Minister of Mines and Energy
- In office 1972–1977

Member of the National Parliament of Papua New Guinea
- In office 1972–1977

Member of the House of Assembly of Papua and New Guinea
- In office 1964–1972

Personal details
- Born: 1923 Buin, Territory of New Guinea
- Died: 26 October 2003 (Aged 79 or 80)
- Spouse: Lady Sarah Lapun
- Children: 3 daughters; two sons

= Paul Lapun =

Papua New Guinea politician

Sir Paul Lapun (1923 – 26 October 2003) was a Papua New Guinean politician. Both a supporter of independence for Papua New Guinea (PNG) and of the secessionist movement on Bougainville, Lapun served in the House of Assembly of Papua and New Guinea and in the first National Parliament of Papua New Guinea between 1972 and 1975, when he was Minister for Mines and Energy. He was instrumental in obtaining royalties for the people of Bougainville for the copper mine on their island. He was the first Papua New Guinean to receive a knighthood.

==Early life and education==
Paul Lapun was born in Mabes village, Banoni, in what was, at the time, the Buin sub-district of the North Solomons District of the Territory of New Guinea, an Australian-administered United Nations trust territory. In 1936 he joined the Chabai Catholic seminary in northwest Bougainville, from where he was evacuated in 1942 before the Japanese occupation during World War II. He left the seminary in 1948, although he continued to teach there until the 1960s. After leaving the seminary, Lapun established a plantation and a marketing cooperative. Without encouraging it, by the 1960s he had become the focus of an embryonic cargo cult. In 1962 he went to Australia to observe the operation of local councils, founding the Banoni village council on his return.

==Political career==
In 1964 Lapun was elected to the first House of Assembly of Papua and New Guinea for the South Bougainville seat, and was made undersecretary for Forests. He was an outspoken critic of the colonial government's policies and faced considerable opposition from the administration. In 1967, he persuaded the House of Assembly, despite protests from members of the House who had been appointed by the Australian government, to agree that 5% of government royalty receipts from the Rio Tinto copper, gold and silver mine at Panguna on Bougainville should go to the local people. This was at a time when initial operations at the mine had had to be suspended because of protests. Lapun had originally demanded that 50% of the royalties should go to the people. Under an earlier proposal agreed by the Australian government and the company, the people would have received just 5 percent of the unimproved value of the land. Lapun joined the Pangu Party, which, in 1975, would lead the first government of independent Papua New Guinea, with Michael Somare as prime minister. In 1967 he became the first parliamentary leader of the Pangu Pati, a position he held until 1972 when he resigned in favour of Somare. He was easily re-elected in the 1968 and 1972 elections. After the 1972 election he was made minister for Mines and Energy and was then closely involved in the renegotiation of the Bougainville mine agreement, which increased the royalties received by PNG.

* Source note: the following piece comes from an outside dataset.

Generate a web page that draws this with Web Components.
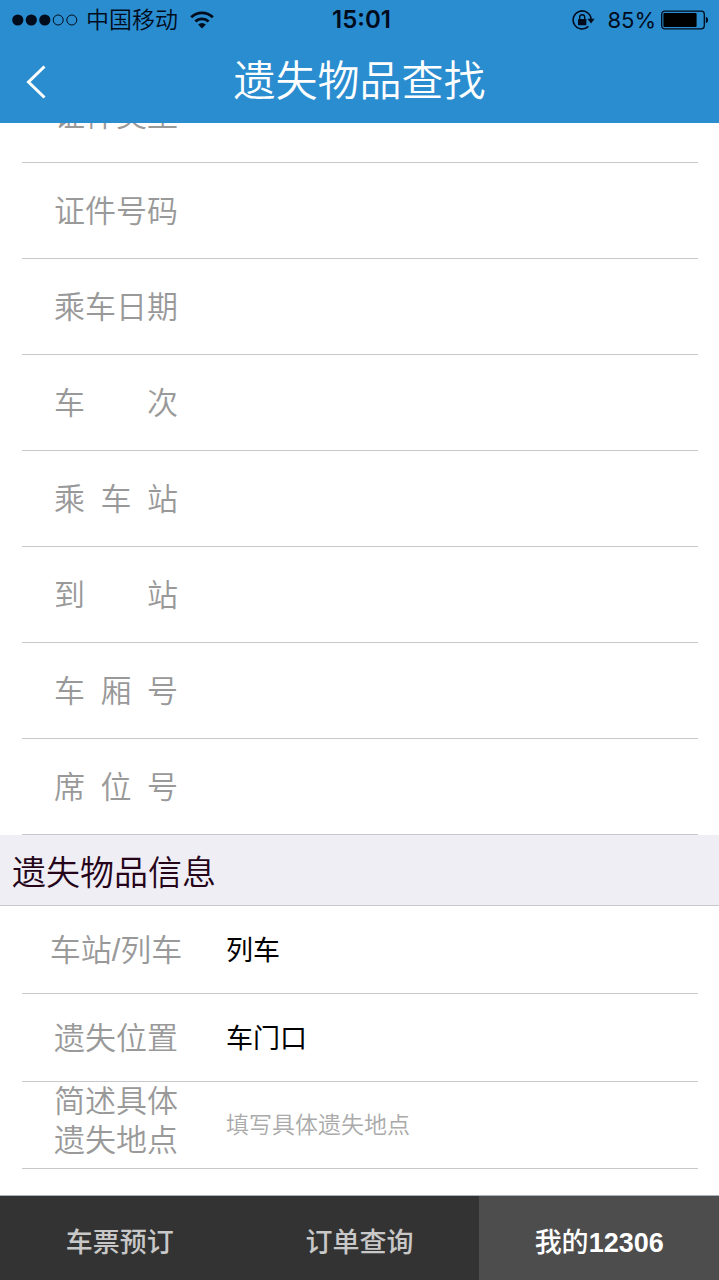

Having resolved the issue of compensation, Lapun then turned his attention to the question of independence for Bougainville. In 1969 he was one of the founders of the Bougainville secessionist movement and in the same year he became patron of the pro-independence Napidakoe Navitu movement. Support for the secessionists increased as the result of the government wanting to remove people from their land to make way for Arawa, a new town to serve the mine, and after two civil servants from Bougainville were murdered in Goroka in the PNG highlands. Lapun thus found himself in a contradictory position of being a leading member of the Pangu Party, which stressed national unity, and being active in the movement that wanted to secede from PNG. In 1977 he failed to be re-elected as younger secessionists, who had more appeal for the electorate, had emerged with more of a confrontational approach than that being followed by Lapun.

==Honours==

Lapun was knighted in Queen Elizabeth II's 1974 Birthday Honours on behalf of the newly self-governing Papua New Guinea government, becoming a Knight Commander of the Order of the British Empire. In the same year he hosted the Queen and Prince Philip, Duke of Edinburgh on their visit to Bougainville. He was the first Papua New Guinean to be given a knighthood.

==Later life and death==
After his election defeat in 1977, he lived in Bougainville. He died 26 October 2003 in the Bana district of south Bougainville. Lapun was married to Sarah Lapun and they had three daughters and two sons.